Incroyable film
de John Frankenheimer, qui vient prendre place aux côtés de Un crime dans la tête et de Sept jours en mai, dans une série de films
complotistes ou paranoïaques.
Après un incroyable générique, Frankenheimer tire
à boulets rouges sur l’American way of life en filmant la vie moyenne d’Arthur
Hamilton comme un cauchemar. Son petit train-train de métro-boulot-dodo est
filmé de façon épouvantable, comme un supplice, avec un Frankenheimer qui s’en
donne à cœur joie avec des gros plans outrés sur le visage d’Hamilton suant à
grosses gouttes, soucieux et écrasé.
Le film, qui ne
dévoile que très progressivement ses cartes, passionne et on suit, perplexe, le
parcours d’Hamilton, à travers les carcasses de la boucherie, puis dans son
rêve distordu, puis dans cet étrange
bureau. La suite, à l’accent faustien, continue de distiller un malaise
d’autant plus grand que l’on perçoit tout ce qui se déroule au même niveau que
Hamilton, bringuebalé et pris dans un engrenage qui le dépasse.
Frankenheimer,
ensuite, continue de faire feu de tout bois : son idée de changer d’acteur
pour représenter le même personnage est géniale (même si elle est très risquée,
car l’identification des personnages à l’acteur qui les représente est très
forte).
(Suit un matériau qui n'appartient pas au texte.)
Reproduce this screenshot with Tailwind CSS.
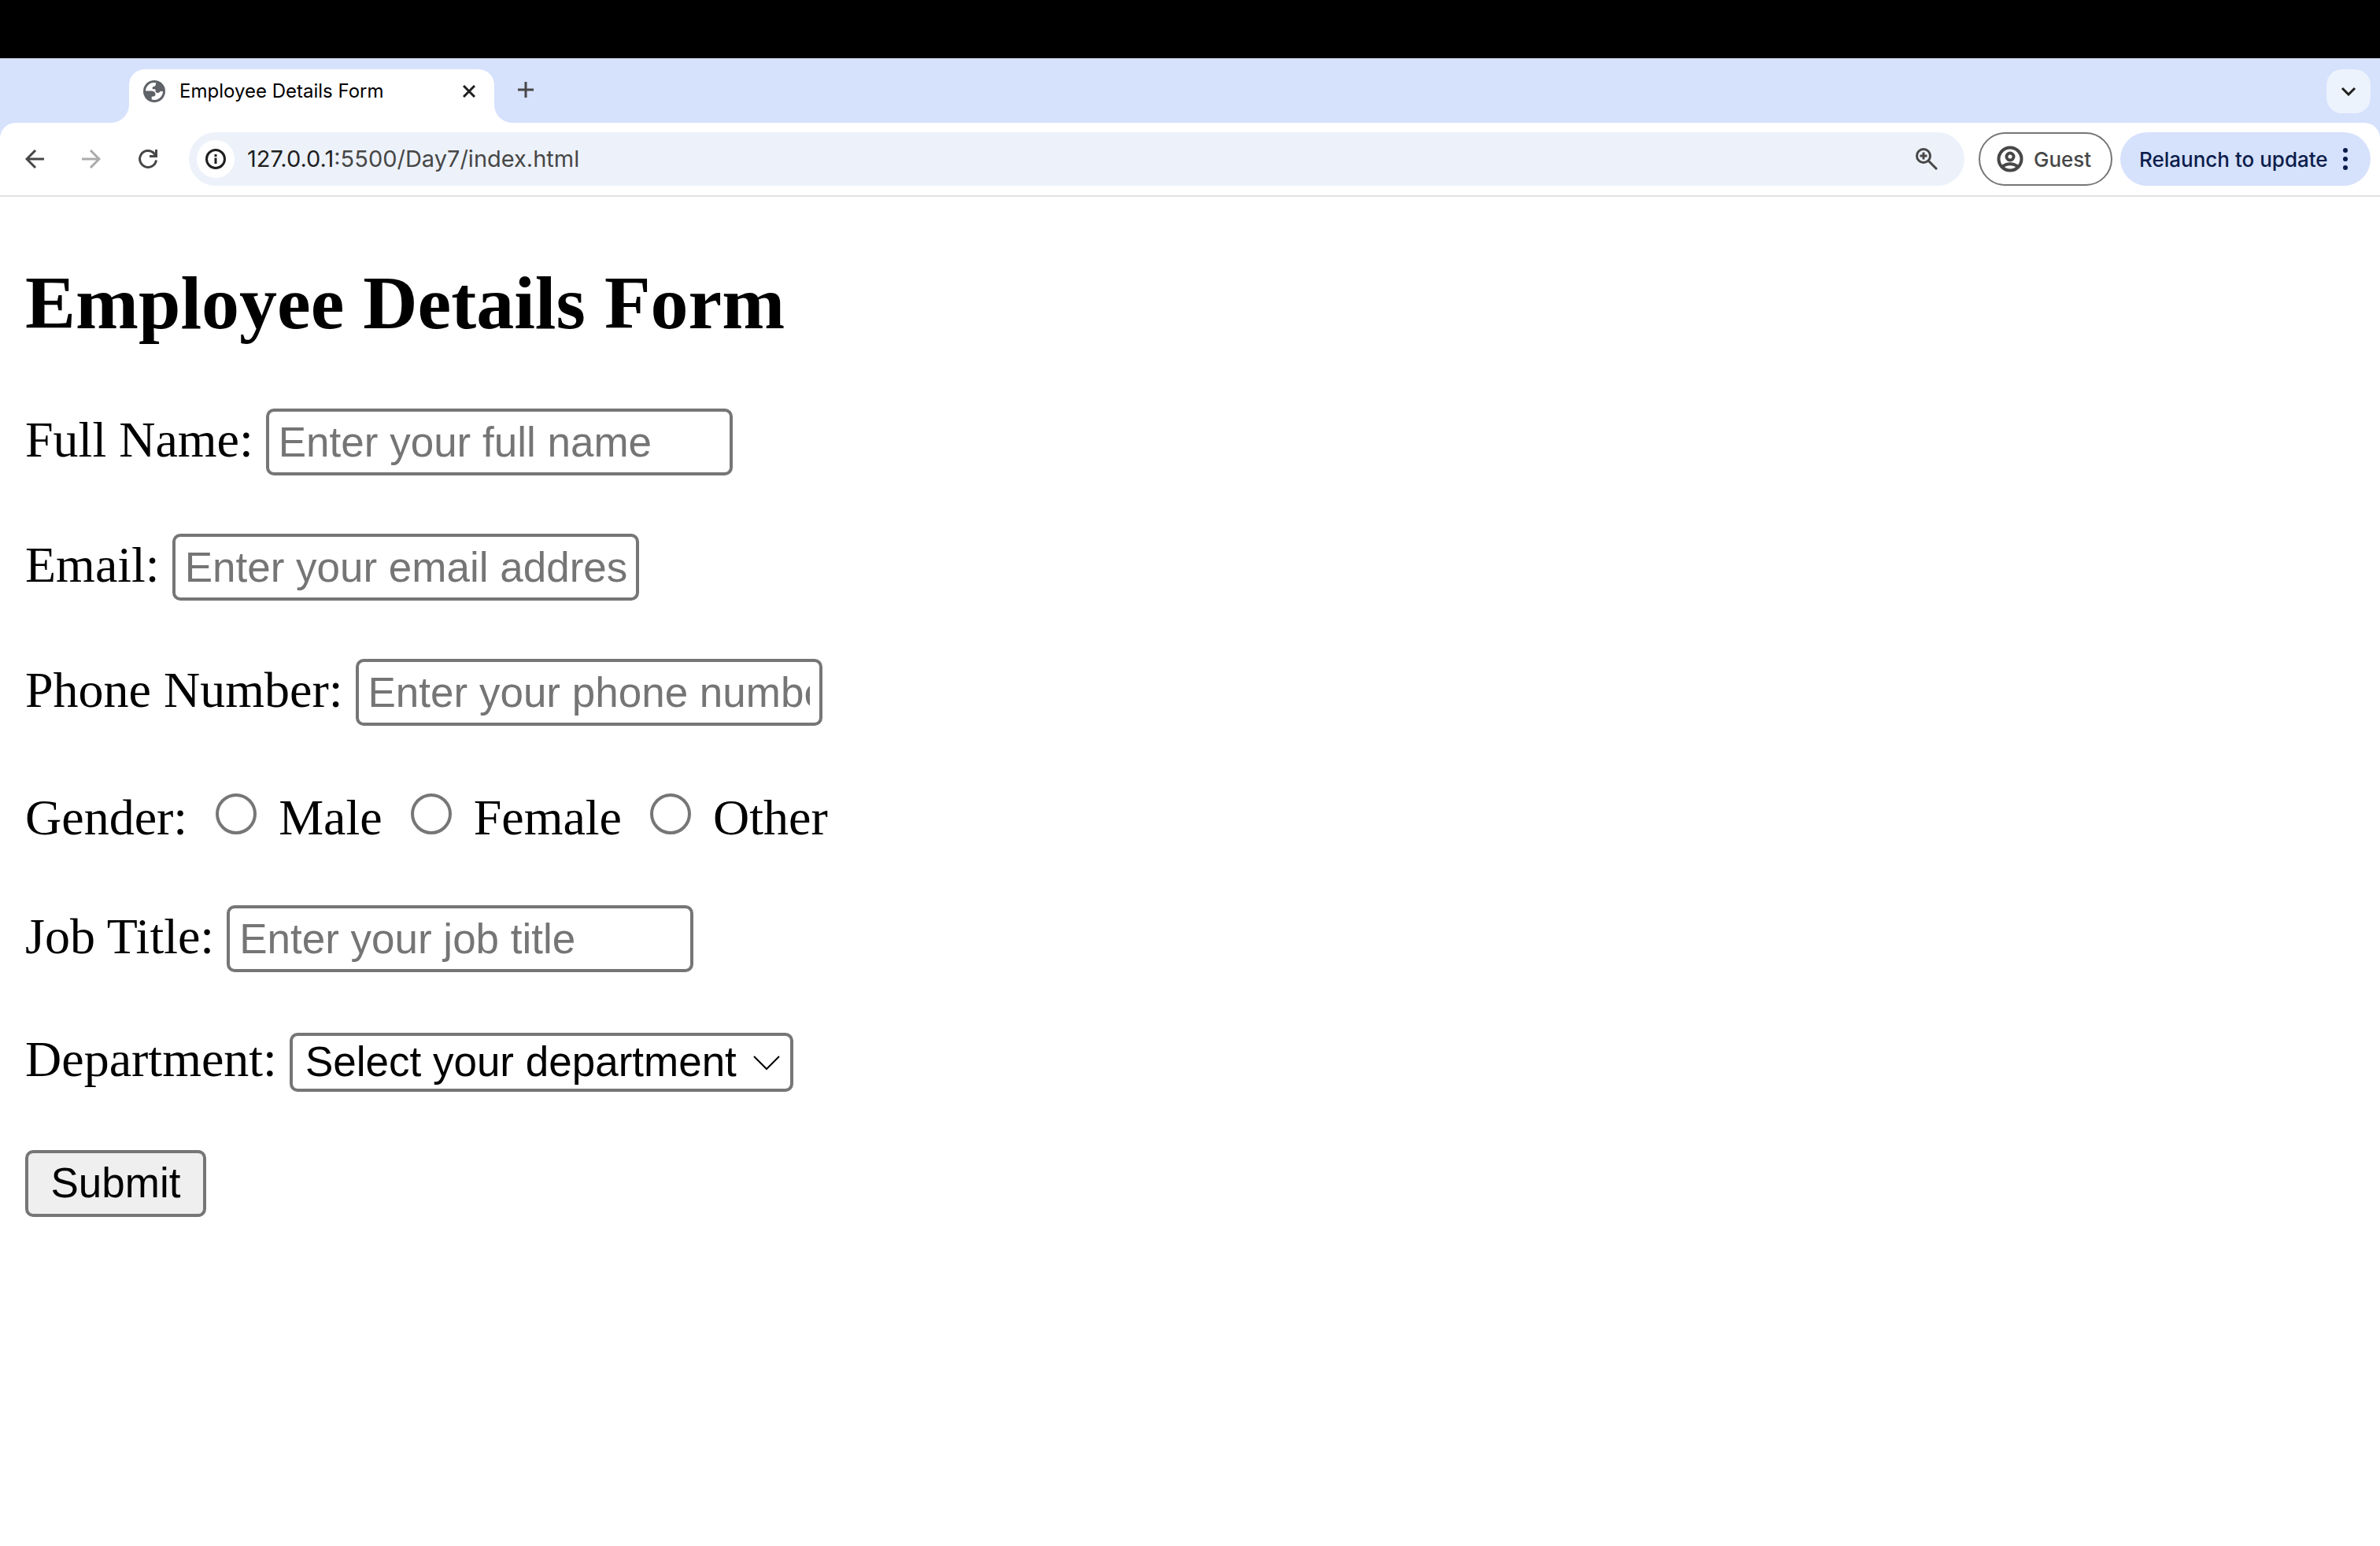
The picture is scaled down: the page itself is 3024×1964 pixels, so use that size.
<!DOCTYPE html>
<html lang="en">
<head>
<meta charset="utf-8">
<title>Employee Details Form</title>
<script src="https://cdn.jsdelivr.net/npm/@tailwindcss/browser@4"></script>
</head>
<body class="bg-white text-black">
<div class="flex min-h-screen flex-col">
  <div class="h-[74px] bg-black"></div>

  <header class="bg-[#d6e1fc] font-['Inter',sans-serif]">
    <div class="flex h-[82px] items-end pl-[140px] pr-3">
      <svg class="size-6 shrink-0" viewBox="0 0 24 24" fill="#fff" aria-hidden="true"><path d="M24 0v24H0C14 24 24 14 24 0z"/></svg>
      <div class="flex h-[68px] w-[464px] items-center rounded-t-[20px] bg-white pb-3 pl-4 pr-4">
        <svg class="size-8 shrink-0" viewBox="0 0 32 32" aria-hidden="true"><circle cx="16" cy="16" r="14" fill="#5f6368"/><path fill="#fff" d="M5 15.500C5.300 10 9.500 5.500 15 5h3v1.500c0 2.500-1.500 3.500-3.300 3.500l-1 1v2.300h3.200c.6 0 .6 1 .6 2.200 0 1.700 1.300 2.500 2.700 2.500 2 0 3-.8 3.300-2H27c0 6-5 11-11 11-1.200 0-2.300-.2-3.300-.5v-3.800c3.300 0 4.800-.6 4.800-2.700 0-2.800-1.500-4.200-4.500-4.500z"/></svg>
        <span class="ml-4 flex-1 text-2xl">Employee Details Form</span>
        <button class="flex size-8 items-center justify-center" aria-label="Close tab"><svg class="size-4" viewBox="0 0 16 16" fill="none" stroke="#1f1f1f" stroke-width="3"><path d="M1 1l14 14M15 1L1 15"/></svg></button>
      </div>
      <svg class="size-6 shrink-0" viewBox="0 0 24 24" fill="#fff" aria-hidden="true"><path d="M0 0v24h24C10 24 0 14 0 0z"/></svg>
      <button class="mb-[26px] flex size-8 items-center justify-center" aria-label="New tab"><svg class="size-5" viewBox="0 0 20 20" fill="none" stroke="#474747" stroke-width="3"><path d="M10 0v20M0 10h20"/></svg></button>
      <button class="mb-3 ml-auto flex size-14 items-center justify-center rounded-[20px] bg-[#ecf3fd]" aria-label="Search tabs"><svg class="h-3 w-5" viewBox="0 0 20 12" fill="none" stroke="#1f1f1f" stroke-width="3"><path d="M2 2l8 8 8-8"/></svg></button>
    </div>

    <nav class="flex h-[94px] items-center rounded-t-[20px] border-b-2 border-[#e1e3e1] bg-white pl-7 pr-3 text-[#474747]">
      <button class="flex size-8 items-center justify-center" aria-label="Back"><svg class="size-6" viewBox="0 0 24 24" fill="none" stroke="#474747" stroke-width="3"><path d="M24 12H2M13 1L2 12l11 11"/></svg></button>
      <button class="ml-10 flex size-8 items-center justify-center" aria-label="Forward" disabled><svg class="size-6" viewBox="0 0 24 24" fill="none" stroke="#ababab" stroke-width="3"><path d="M0 12h22M11 1l11 11-11 11"/></svg></button>
      <button class="ml-10 flex size-8 items-center justify-center" aria-label="Reload"><svg class="size-6" viewBox="0 0 24 24" fill="none" stroke="#474747" stroke-width="3"><path d="M22.500 13.500A10.500 10.500 0 1 1 19 4l3 4"/><path d="M22.500 0v8.500H14"/></svg></button>
      <div class="ml-9 flex h-[68px] flex-1 items-center rounded-full bg-[#edf2fa] pl-[10px] pr-8">
        <button class="flex size-12 items-center justify-center rounded-full bg-white" aria-label="View site information"><svg class="size-7" viewBox="0 0 28 28" fill="none" stroke="#1f1f1f" stroke-width="3"><circle cx="14" cy="14" r="11.500"/><path d="M14 12.500V20M14 8v3"/></svg></button>
        <a href="#" class="ml-4 text-[29px]"><span class="text-[#1f1f1f]">127.0.0.1</span>:5500/Day7/index.html</a>
        <button class="ml-auto flex size-8 items-center justify-center" aria-label="Zoom"><svg class="size-7" viewBox="0 0 28 28" fill="none" stroke="#474747" stroke-width="3"><circle cx="10" cy="10" r="8.500"/><path d="M16 16l11 11M10 5.500v9M5.500 10h9"/></svg></button>
      </div>
      <button class="ml-[18px] flex h-[68px] w-[170px] items-center rounded-full border-2 border-[#747775] pl-5 text-[26px] font-medium"><svg class="mr-3 size-9" viewBox="0 0 36 36" fill="none" stroke="#474747" stroke-width="4"><circle cx="18" cy="18" r="14.500"/><circle cx="18" cy="15" r="4.500"/><path d="M8.500 27.500c5-4.500 14-4.500 19 0"/></svg>Guest</button>
      <button class="ml-[10px] flex h-[68px] w-[318px] items-center justify-between rounded-full bg-[#d6e1fc] pl-6 pr-7 text-[26px] font-medium text-[#0b1c4b]">Relaunch to update<svg class="h-7 w-2" viewBox="0 0 8 28" fill="#0b1c4b"><circle cx="4" cy="3" r="3"/><circle cx="4" cy="14" r="3"/><circle cx="4" cy="25" r="3"/></svg></button>
    </nav>
  </header>

  <main class="flex-1 px-8 pt-20 font-['Liberation_Serif',serif] text-[64px] leading-[74px]">
    <h2 class="text-[96px] leading-[110px] font-bold">Employee Details Form</h2>
    <form class="mt-[79px] flex flex-col gap-[74px]">
      <div class="flex items-baseline gap-4">
        <label for="name">Full Name:</label>
        <input id="name" type="text" placeholder="Enter your full name" class="h-[85px] w-[593px] rounded-[10px] border-4 border-[#767676] px-3 font-['Liberation_Sans',sans-serif] text-[53px] placeholder:text-[#757575]">
      </div>
      <div class="flex items-baseline gap-4">
        <label for="email">Email:</label>
        <input id="email" type="email" placeholder="Enter your email address" class="h-[85px] w-[593px] rounded-[10px] border-4 border-[#767676] px-3 font-['Liberation_Sans',sans-serif] text-[53px] placeholder:text-[#757575]">
      </div>
      <div class="flex items-baseline gap-4">
        <label for="phone">Phone Number:</label>
        <input id="phone" type="tel" placeholder="Enter your phone number" class="h-[85px] w-[593px] rounded-[10px] border-4 border-[#767676] px-3 font-['Liberation_Sans',sans-serif] text-[53px] placeholder:text-[#757575]">
      </div>
      <div class="flex h-20 items-baseline gap-9" role="radiogroup" aria-labelledby="gender">
        <span id="gender">Gender:</span>
        <label class="flex items-baseline gap-7"><input type="radio" name="gender" value="male" class="mt-3 size-[52px] appearance-none rounded-full border-4 border-[#767676]">Male</label>
        <label class="flex items-baseline gap-7"><input type="radio" name="gender" value="female" class="mt-3 size-[52px] appearance-none rounded-full border-4 border-[#767676]">Female</label>
        <label class="flex items-baseline gap-7"><input type="radio" name="gender" value="other" class="mt-3 size-[52px] appearance-none rounded-full border-4 border-[#767676]">Other</label>
      </div>
      <div class="flex items-baseline gap-4">
        <label for="job">Job Title:</label>
        <input id="job" type="text" placeholder="Enter your job title" class="h-[85px] w-[593px] rounded-[10px] border-4 border-[#767676] px-3 font-['Liberation_Sans',sans-serif] text-[53px] placeholder:text-[#757575]">
      </div>
      <div class="flex items-baseline gap-4">
        <label for="department">Department:</label>
        <div class="relative flex items-baseline">
          <select id="department" class="h-[75px] w-[640px] appearance-none rounded-[10px] border-4 border-[#767676] bg-white pl-4 font-['Liberation_Sans',sans-serif] text-[53px] leading-[60px]">
            <option>Select your department</option>
          </select>
          <svg class="pointer-events-none absolute right-4 top-7 h-5 w-9" viewBox="0 0 36 20" fill="none" stroke="#000" stroke-width="2" aria-hidden="true"><path d="M2 2l16 16L34 2"/></svg>
        </div>
      </div>
      <button type="button" class="h-[85px] w-[230px] rounded-[10px] border-4 border-[#767676] bg-[#efefef] font-['Liberation_Sans',sans-serif] text-[53px] leading-[60px]">Submit</button>
    </form>
  </main>
</div>
</body>
</html>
Mais il n’hésite pas et pousse son idée jusqu’au bout puisqu’à John
Randolph, acteur rond, sans grande saveur, il substitue rien moins que Rock
Hudson.
Le film est
alors comme plié en deux puisqu’une seconde vie s’offre à Hamilton qui change
de visage, de nom, de métier, de lieu de vie. C’est une vie de rêve qui lui est
offerte : il ressemble à Rock Hudson, est aisé, vit de sa passion (la
peinture), dans une maison au bord de la mer, avec un serviteur obséquieux. Et
Frankenheimer, impitoyablement, poursuit son pilonnage : cette seconde
vie, celle dont on rêve, celle que l’on s’imagine que l’on aurait pu faire, se
révèle, nous dit Frankenheimer, pire que l’autre.
Hamilton, plutôt
que banquier moyen voulait être peintre ? Il se révèle nul en peinture et n’arrive
à rien. L’ironie grinçante fait mouche et, très vite, la vie devient invivable.
La seule
séquence alors, de tout le film, qui est filmée de façon douce et touchante,
apaisée, est celle où Hamilton, sous ses nouveaux traits, vient rendre visite à
son ancienne femme. Las, il n’y a plus rien à sauver et la fin, notamment la dernière
séquence, scénaristiquement implacable, est glaçante.